When I first met Tony several years ago, we talked about my interest in Balinese religion & society. Shortly after taking my leave of him after our first encounter, while walking one late afternoon thru ricefields near where I was staying, an old man from the village began to approach me waving a live cobra dangling from a stick. Cool! Never seen a live cobra in the wild. Returning back to my lodgings a short time later, I showered and walked out of the hotel complex on my way to a nearby restaurant when a live cobra crawled across my feet as I headed down the path. “ Not cool “ I thought to myself and vowed to be more alert.

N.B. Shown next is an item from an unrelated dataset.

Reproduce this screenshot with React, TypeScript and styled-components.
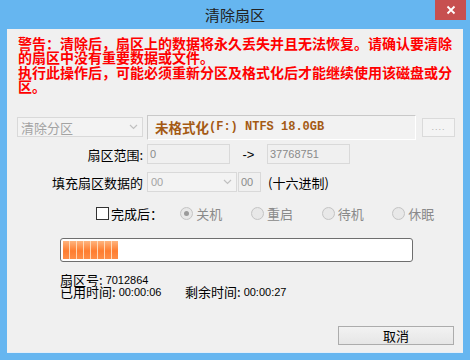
import styled, { createGlobalStyle } from 'styled-components';

const GlobalStyle = createGlobalStyle`
  html, body {
    margin: 0;
    padding: 0;
    overflow: hidden;
  }
  body {
    font-family: "Liberation Sans", "Noto Sans CJK SC", sans-serif;
    font-size: 13px;
    color: #000;
  }
`;

const Window = styled.div`
  width: 470px;
  height: 360px;
  background: #66b6f0;
  display: flex;
  flex-direction: column;
  align-items: center;
`;

const TitleBar = styled.div`
  position: relative;
  width: 100%;
  height: 29px;
  display: flex;
  align-items: center;
  justify-content: center;
`;

const Title = styled.div`
  font-family: "Noto Sans CJK SC", sans-serif;
  font-size: 15px;
  color: #222;
  margin-top: -1px;
`;

const CloseButton = styled.div`
  position: absolute;
  top: 0;
  right: 4px;
  width: 31px;
  height: 20px;
  background: #c75050;
  display: flex;
  align-items: center;
  justify-content: center;
`;

const Content = styled.div`
  width: 456px;
  height: 324px;
  background: #f0f0f0;
  display: flex;
  flex-direction: column;
  box-sizing: border-box;
  border-bottom: 1px solid #e4eef8;
`;

const Warning = styled.div`
  height: 78px;
  box-sizing: border-box;
  padding: 7px 0 0 11px;
  font-family: "Noto Sans CJK SC", sans-serif;
  font-weight: 700;
  font-size: 14px;
  line-height: 14.4px;
  color: #ff0000;
  white-space: nowrap;
`;

const Row = styled.div<{ top: number; h: number; left?: number }>`
  margin-top: ${({ top }) => top}px;
  height: ${({ h }) => h}px;
  padding-left: ${({ left }) => left ?? 10}px;
  display: flex;
  align-items: center;
`;

const Combo = styled.div<{ w: number; h?: number }>`
  width: ${({ w }) => w}px;
  height: ${({ h }) => h ?? 20}px;
  box-sizing: border-box;
  border: 1px solid #d9d9d9;
  background: #f3f3f3;
  color: #a3a3a3;
  display: flex;
  align-items: center;
  justify-content: space-between;
  padding: 0 4px 0 3px;
`;

const ComboText = styled.span<{ latin?: boolean }>`
  font-family: ${({ latin }) =>
    latin ? '"Liberation Sans", sans-serif' : '"Noto Sans CJK SC", sans-serif'};
  font-size: ${({ latin }) => (latin ? 11 : 13)}px;
`;

const DiskPanel = styled.div`
  margin-left: 4px;
  width: 269px;
  height: 25px;
  box-sizing: border-box;
  border-top: 1px solid #c9c9c9;
  border-left: 1px solid #c9c9c9;
  border-right: 1px solid #ffffff;
  border-bottom: 1px solid #ffffff;
  background: #f2f2f2;
  display: flex;
  align-items: center;
  padding-left: 7px;
  color: #a45a14;
  font-weight: 700;
`;

const DiskCjk = styled.span`
  font-family: "Noto Sans CJK SC", sans-serif;
  font-size: 13.5px;
`;

const DiskLatin = styled.span`
  font-family: "Liberation Mono", monospace;
  font-size: 12px;
  white-space: pre;
`;

const DotsButton = styled.div`
  margin-left: 6px;
  width: 33px;
  height: 19px;
  box-sizing: border-box;
  border: 1px solid #dadada;
  background: #f4f4f4;
  color: #b0b0b0;
  font-size: 9px;
  letter-spacing: 1px;
  display: flex;
  align-items: center;
  justify-content: center;
`;

const Label = styled.div`
  width: 126px;
  text-align: right;
  font-family: "Noto Sans CJK SC", sans-serif;
  font-size: 13px;
  margin-right: 4px;
`;

const Input = styled.div<{ w: number; ml?: number }>`
  width: ${({ w }) => w}px;
  height: 20px;
  margin-left: ${({ ml }) => ml ?? 0}px;
  box-sizing: border-box;
  border: 1px solid #d9d9d9;
  background: #f0f0f0;
  color: #8a8a8a;
  font-size: 11px;
  display: flex;
  align-items: center;
  padding-left: 2px;
`;

const Arrow = styled.span`
  width: 37px;
  text-align: center;
  font-size: 13px;
`;

const Hint = styled.span`
  margin-left: 7px;
  font-family: "Noto Sans CJK SC", sans-serif;
  font-size: 13px;
`;

const CheckGroup = styled.div`
  width: 87px;
  display: flex;
  align-items: center;
`;

const CheckBox = styled.div`
  width: 13px;
  height: 13px;
  box-sizing: border-box;
  border: 1px solid #333;
  background: #fff;
  margin-right: 2px;
`;

const Text = styled.span<{ dim?: boolean }>`
  font-family: "Noto Sans CJK SC", sans-serif;
  font-size: 13px;
  color: ${({ dim }) => (dim ? '#8a8a8a' : '#000')};
`;

const RadioItem = styled.div`
  width: 73px;
  display: flex;
  align-items: center;
`;

const Radio = styled.div<{ checked?: boolean }>`
  width: 13px;
  height: 13px;
  box-sizing: border-box;
  border-radius: 50%;
  border: 1px solid #c4c4c4;
  background: radial-gradient(circle, #e8e8e8 0 60%, #dcdcdc 100%);
  margin-right: 3px;
  display: flex;
  align-items: center;
  justify-content: center;
  &::after {
    content: '';
    display: ${({ checked }) => (checked ? 'block' : 'none')};
    width: 5px;
    height: 5px;
    border-radius: 50%;
    background: #9a9a9a;
  }
`;

const Progress = styled.div`
  margin: 18px 0 0 53px;
  width: 353px;
  height: 24px;
  box-sizing: border-box;
  border: 1px solid #6e6e6e;
  border-radius: 3px;
  background: #fff;
  padding: 2px;
`;

const ProgressFill = styled.div<{ w: number }>`
  width: ${({ w }) => w}px;
  height: 100%;
  background:
    repeating-linear-gradient(90deg, transparent 0 6px, rgba(255, 228, 200, 0.85) 6px 7px),
    linear-gradient(#ffb47e, #ff7d30 55%, #ff8e48);
`;

const Stats = styled.div`
  margin: 12px 0 0 53px;
  display: flex;
  flex-direction: column;
  line-height: 12px;
`;

const StatLine = styled.div`
  display: flex;
  align-items: center;
  height: 12px;
`;

const StatCell = styled.span<{ w?: number }>`
  width: ${({ w }) => (w ? `${w}px` : 'auto')};
  display: flex;
  align-items: center;
  white-space: nowrap;
`;

const Num = styled.span`
  font-family: "Liberation Sans", sans-serif;
  font-size: 11px;
  margin-left: 3px;
`;

const ButtonRow = styled.div`
  margin-top: 28px;
  display: flex;
  justify-content: flex-end;
  padding-right: 9px;
`;

const Button = styled.div`
  width: 116px;
  height: 19px;
  box-sizing: border-box;
  border: 1px solid #acacac;
  background: linear-gradient(#f2f2f2, #e6e6e6);
  display: flex;
  align-items: center;
  justify-content: center;
  font-family: "Noto Sans CJK SC", sans-serif;
  font-size: 13px;
`;

const Chevron = () => (
  <svg width="9" height="6" viewBox="0 0 9 6">
    <path d="M1 1 L4.5 4.5 L8 1" fill="none" stroke="#c0c0c0" strokeWidth="1.2" />
  </svg>
);

const App = () => (
  <>
    <GlobalStyle />
    <Window>
      <TitleBar>
        <Title>清除扇区</Title>
        <CloseButton>
          <svg width="10" height="10" viewBox="0 0 10 10">
            <path d="M1.5 1.5 L8.5 8.5 M8.5 1.5 L1.5 8.5" stroke="#fff" strokeWidth="1.8" />
          </svg>
        </CloseButton>
      </TitleBar>
      <Content>
        <Warning>
          警告：清除后，扇区上的数据将永久丢失并且无法恢复。请确认要清除
          <br />
          的扇区中没有重要数据或文件。
          <br />
          执行此操作后，可能必须重新分区及格式化后才能继续使用该磁盘或分
          <br />
          区。
        </Warning>

        <Row top={7} h={26}>
          <Combo w={126}>
            <ComboText>清除分区</ComboText>
            <Chevron />
          </Combo>
          <DiskPanel>
            <DiskCjk>未格式化</DiskCjk>
            <DiskLatin>(F:) NTFS 18.0GB</DiskLatin>
          </DiskPanel>
          <DotsButton>....</DotsButton>
        </Row>

        <Row top={4} h={20}>
          <Label>扇区范围:</Label>
          <Input w={83}>0</Input>
          <Arrow>-&gt;</Arrow>
          <Input w={83}>37768751</Input>
        </Row>

        <Row top={8} h={20}>
          <Label>填充扇区数据的</Label>
          <Combo w={90}>
            <ComboText latin>00</ComboText>
            <Chevron />
          </Combo>
          <Input w={23} ml={1}>00</Input>
          <Hint>(十六进制)</Hint>
        </Row>

        <Row top={14} h={14} left={89}>
          <CheckGroup>
            <CheckBox />
            <Text>完成后：</Text>
          </CheckGroup>
          <RadioItem>
            <Radio checked />
            <Text dim>关机</Text>
          </RadioItem>
          <RadioItem>
            <Radio />
            <Text dim>重启</Text>
          </RadioItem>
          <RadioItem>
            <Radio />
            <Text dim>待机</Text>
          </RadioItem>
          <RadioItem>
            <Radio />
            <Text dim>休眠</Text>
          </RadioItem>
        </Row>

        <Progress>
          <ProgressFill w={55} />
        </Progress>

        <Stats>
          <StatLine>
            <StatCell>
              <Text>扇区号:</Text>
              <Num>7012864</Num>
            </StatCell>
          </StatLine>
          <StatLine>
            <StatCell w={125}>
              <Text>已用时间:</Text>
              <Num>00:00:06</Num>
            </StatCell>
            <StatCell>
              <Text>剩余时间:</Text>
              <Num>00:00:27</Num>
            </StatCell>
          </StatLine>
        </Stats>

        <ButtonRow>
          <Button>取消</Button>
        </ButtonRow>
      </Content>
    </Window>
  </>
);

export default App;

The next morning, I was up early, sitting on my lanai, sipping coffee and writing when the gardener reached into a bush just a few feet from my feet, extracting yet another, quite large cobra. “Hmmm... this is getting a bit weird” I thought.
Later that day, I reported my snake encounters with T. He laughed and said something to the effect of “Good, good... that’s a very good sign.” Having no idea what he meant, I shrugged it off but the experience stayed with me, if only from a safety & caution perspective.

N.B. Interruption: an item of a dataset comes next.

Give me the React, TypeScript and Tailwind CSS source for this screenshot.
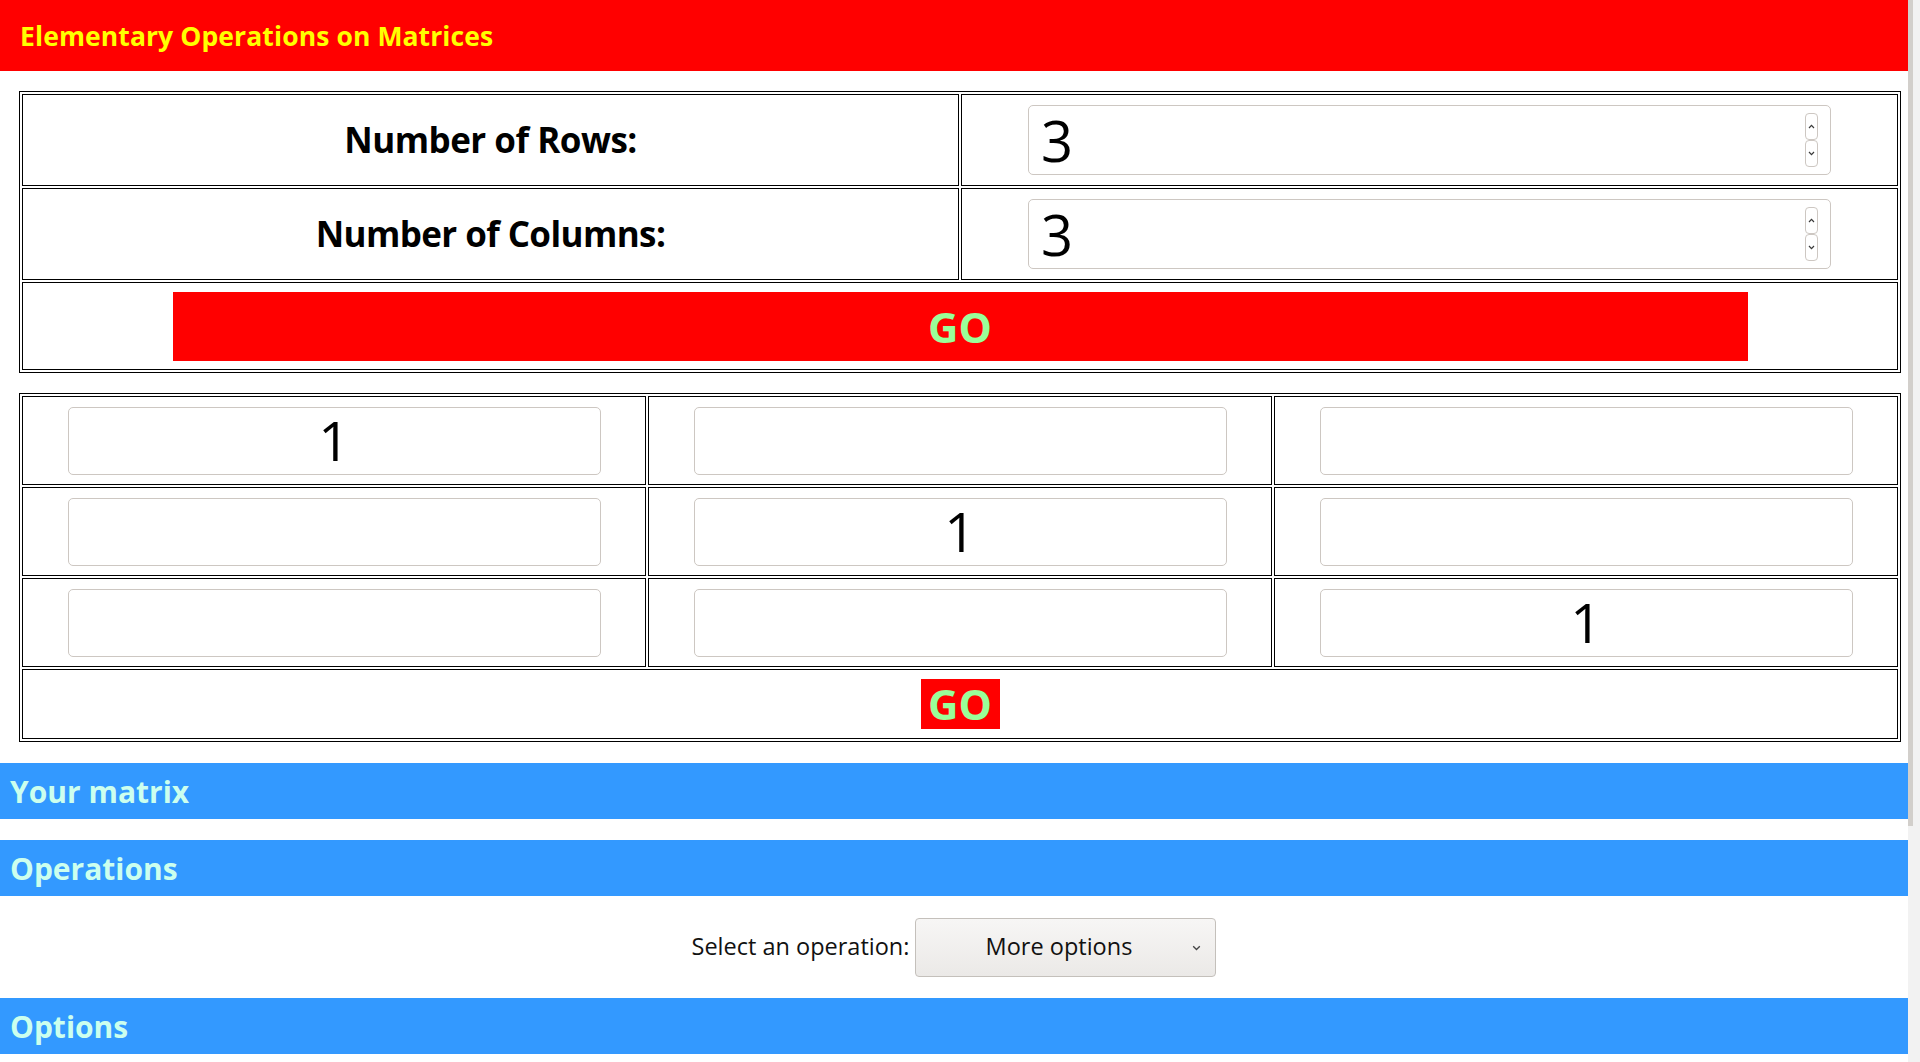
import React from "react";

const font = "font-['Open_Sans',sans-serif]";

function UpArrow() {
  return (
    <svg width="7" height="5" viewBox="0 0 7 5">
      <path d="M1 4 L3.5 1.3 L6 4" fill="none" stroke="#3a3a3a" strokeWidth="1.2" />
    </svg>
  );
}

function DownArrow() {
  return (
    <svg width="7" height="5" viewBox="0 0 7 5">
      <path d="M1 1 L3.5 3.7 L6 1" fill="none" stroke="#3a3a3a" strokeWidth="1.2" />
    </svg>
  );
}

function Spinner() {
  return (
    <div className="mr-[12px] flex flex-col">
      <div className="flex h-[27px] w-[13px] items-center justify-center rounded-[4px] border border-[#cdc7c2] bg-white">
        <UpArrow />
      </div>
      <div className="flex h-[27px] w-[13px] items-center justify-center rounded-[4px] border border-[#cdc7c2] bg-white">
        <DownArrow />
      </div>
    </div>
  );
}

function NumberField({ value }: { value: string }) {
  return (
    <div className="flex h-[70px] w-[803px] items-center rounded-[5px] border border-[#cdc7c2] bg-white">
      <input
        type="text"
        defaultValue={value}
        className={`h-full min-w-0 flex-1 bg-transparent pl-[12px] text-[56px] text-black outline-none ${font}`}
      />
      <Spinner />
    </div>
  );
}

function MatrixCell({ value }: { value: string }) {
  return (
    <td className="border border-black p-0">
      <div className="flex h-[87px] items-center justify-center">
        <input
          type="text"
          defaultValue={value}
          className={`h-[68px] w-[533px] rounded-[5px] border border-[#cdc7c2] bg-white text-center text-[55px] text-black outline-none ${font}`}
        />
      </div>
    </td>
  );
}

function SectionBar({ title }: { title: string }) {
  return (
    <div className="flex h-[56px] items-center bg-[#3399ff] pl-[10px]">
      <span className="text-[30px] font-bold text-[#ccffee]">{title}</span>
    </div>
  );
}

export default function App() {
  const matrix = [
    ["1", "", ""],
    ["", "1", ""],
    ["", "", "1"],
  ];

  return (
    <div className={`flex h-[1062px] w-[1920px] overflow-hidden bg-white text-black ${font}`}>
      <div className="min-w-0 flex-1">
        <header className="flex h-[71px] items-center bg-[#ff0000] pl-[20px] pt-[2px]">
          <h1 className="text-[26.5px] font-bold tracking-[0.1px] text-[#ffff00]">Elementary Operations on Matrices</h1>
        </header>

        <table className="ml-[19px] mt-[20px] w-[1882px] table-fixed border-separate border-spacing-[2px] border border-black">
          <tbody>
            <tr>
              <td className="border border-black p-0">
                <div className="flex h-[90px] items-center justify-center text-[35px] font-bold tracking-[-0.5px]">
                  Number of Rows:
                </div>
              </td>
              <td className="border border-black p-0">
                <div className="flex h-[90px] items-center justify-center">
                  <NumberField value="3" />
                </div>
              </td>
            </tr>
            <tr>
              <td className="border border-black p-0">
                <div className="flex h-[90px] items-center justify-center text-[35px] font-bold tracking-[-0.6px]">
                  Number of Columns:
                </div>
              </td>
              <td className="border border-black p-0">
                <div className="flex h-[90px] items-center justify-center">
                  <NumberField value="3" />
                </div>
              </td>
            </tr>
            <tr>
              <td colSpan={2} className="border border-black p-0">
                <div className="flex h-[86px] items-center justify-center">
                  <button className="h-[69px] w-[1575px] bg-[#ff0000] text-[42px] font-bold leading-[69px] text-[#99ff99]">
                    GO
                  </button>
                </div>
              </td>
            </tr>
          </tbody>
        </table>

        <table className="ml-[19px] mt-[20px] w-[1882px] table-fixed border-separate border-spacing-[2px] border border-black">
          <tbody>
            {matrix.map((row, i) => (
              <tr key={i}>
                {row.map((v, j) => (
                  <MatrixCell key={j} value={v} />
                ))}
              </tr>
            ))}
            <tr>
              <td colSpan={3} className="border border-black p-0">
                <div className="flex h-[68px] items-center justify-center">
                  <button className="h-[50px] w-[79px] bg-[#ff0000] text-[42px] font-bold leading-[50px] text-[#99ff99]">
                    GO
                  </button>
                </div>
              </td>
            </tr>
          </tbody>
        </table>

        <div className="mt-[21px]">
          <SectionBar title="Your matrix" />
        </div>
        <div className="mt-[21px]">
          <SectionBar title="Operations" />
        </div>
        <div className="flex h-[102px] items-center justify-center gap-[6px]">
          <span className="text-[23.5px] text-[#111]">Select an operation:</span>
          <button className="relative flex h-[59px] w-[301px] items-center rounded-[4px] border border-[#c4c0bb] bg-linear-to-b from-[#f7f6f5] to-[#ebe9e7]">
            <span className="w-full pr-[14px] text-center text-[23.5px] text-[#111]">More options</span>
            <svg className="absolute right-[14px] top-[26px]" width="9" height="6" viewBox="0 0 9 6">
              <path d="M1.2 1.2 L4.5 4.5 L7.8 1.2" fill="none" stroke="#444" strokeWidth="1.3" />
            </svg>
          </button>
        </div>
        <SectionBar title="Options" />
        <div className="h-[300px]" />
      </div>

      <div className="flex h-full w-[12px] bg-[#f2f2f2]">
        <div className="h-[826px] w-[5px] bg-[#d2cfcb]" />
      </div>
    </div>
  );
}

Three days ago, my first reunion with Tony at his compound in the village of Mas, I had been sitting in his living room for less than 1/2 an hour when a small, maybe one meter long, spitting cobra crawled up on his lanai, reared itself up and spread it’s hood. OK... this is getting a little bizarre was my only thought at this point. Tony had calmly pinned the snake’s head with a nearby broom handle, grabbed it safely behind it’s head and carried it off to release it in the nearby riverbed. While he was occupied by the cobra, I asked on of his assistants if it was common to see cobras in the compound. “Yes”, he replied, but they hadn’t seen one in a very long time.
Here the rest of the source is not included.